From a stateful firewall's point of view both UDP and TCP have state.
That said, I've never seen a router that didn't allow UDP packets to flow back to the origin client.
DNS forwarders like dnsmasq are a relatively recent inclusion in home routers. Sure, they've been there for 10 years or so, but they weren't there for the 5+ years before that. Before Linux took over the embedded OS on home routers, the DHCP servers just passed the DNS configuration that the WAN port got from the ISP, and you can still do that now if you want.
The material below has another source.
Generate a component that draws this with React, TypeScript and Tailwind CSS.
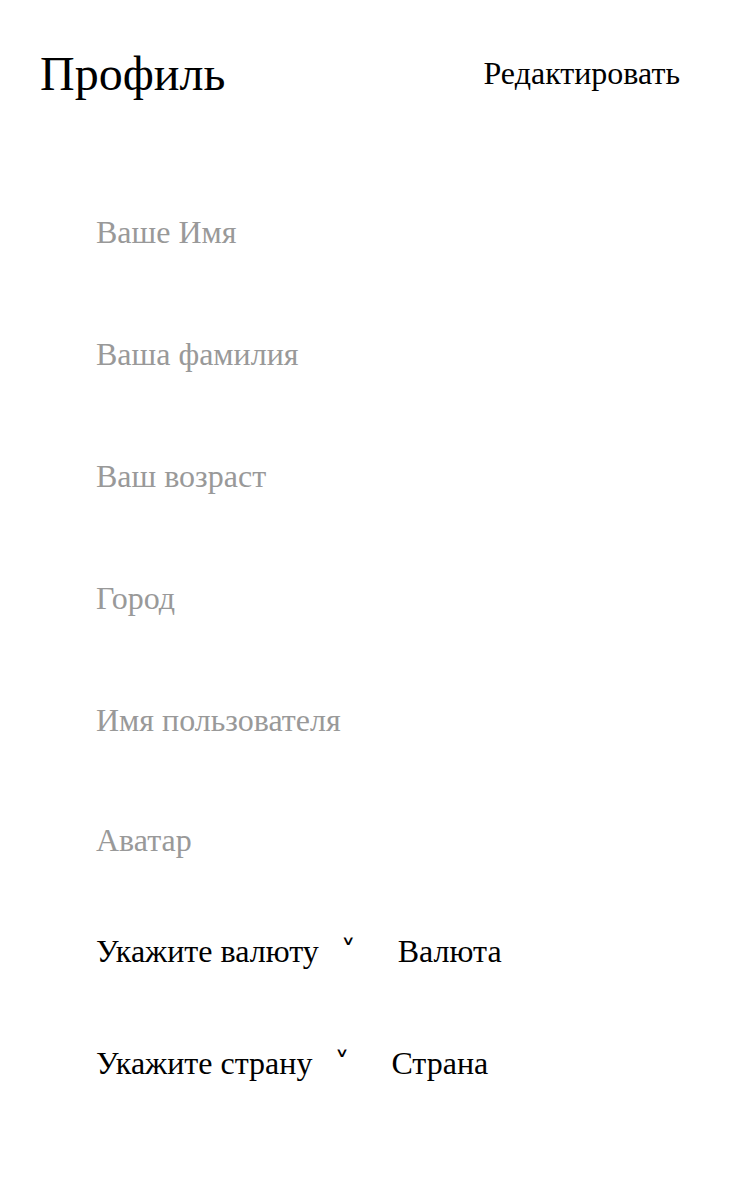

That's why nslookup.exe and dig still work on your workstation when you specify an external DNS server instead of the one your DHCP server on your home router gives you.
> That said, I've never seen a router that didn't allow UDP packets to flow back to the origin client.
Which is the point I was making.
> If it’s used that way, it makes TCP a reliable, in-order protocol.
the key here is "in-order".
The question is whether you want the other mechanisms of TCP: handshaking, (limited) retransmission, flow control...
In the last 10 years of streaming rtp over the Internet the vast majority of failures is bursty. Reordering is more rare than you'd expect.
Looking at one sample from India to Europe over a period of 6 weeks, my 30mbit rtp stream was fine 99.998% with fec. The rest of the time that's why I dual stream, either timeshift (send the same packet again 100ms later - as I said most outages are time based), or dual path (although if the packets traverse the same router en route there are issues), or even both.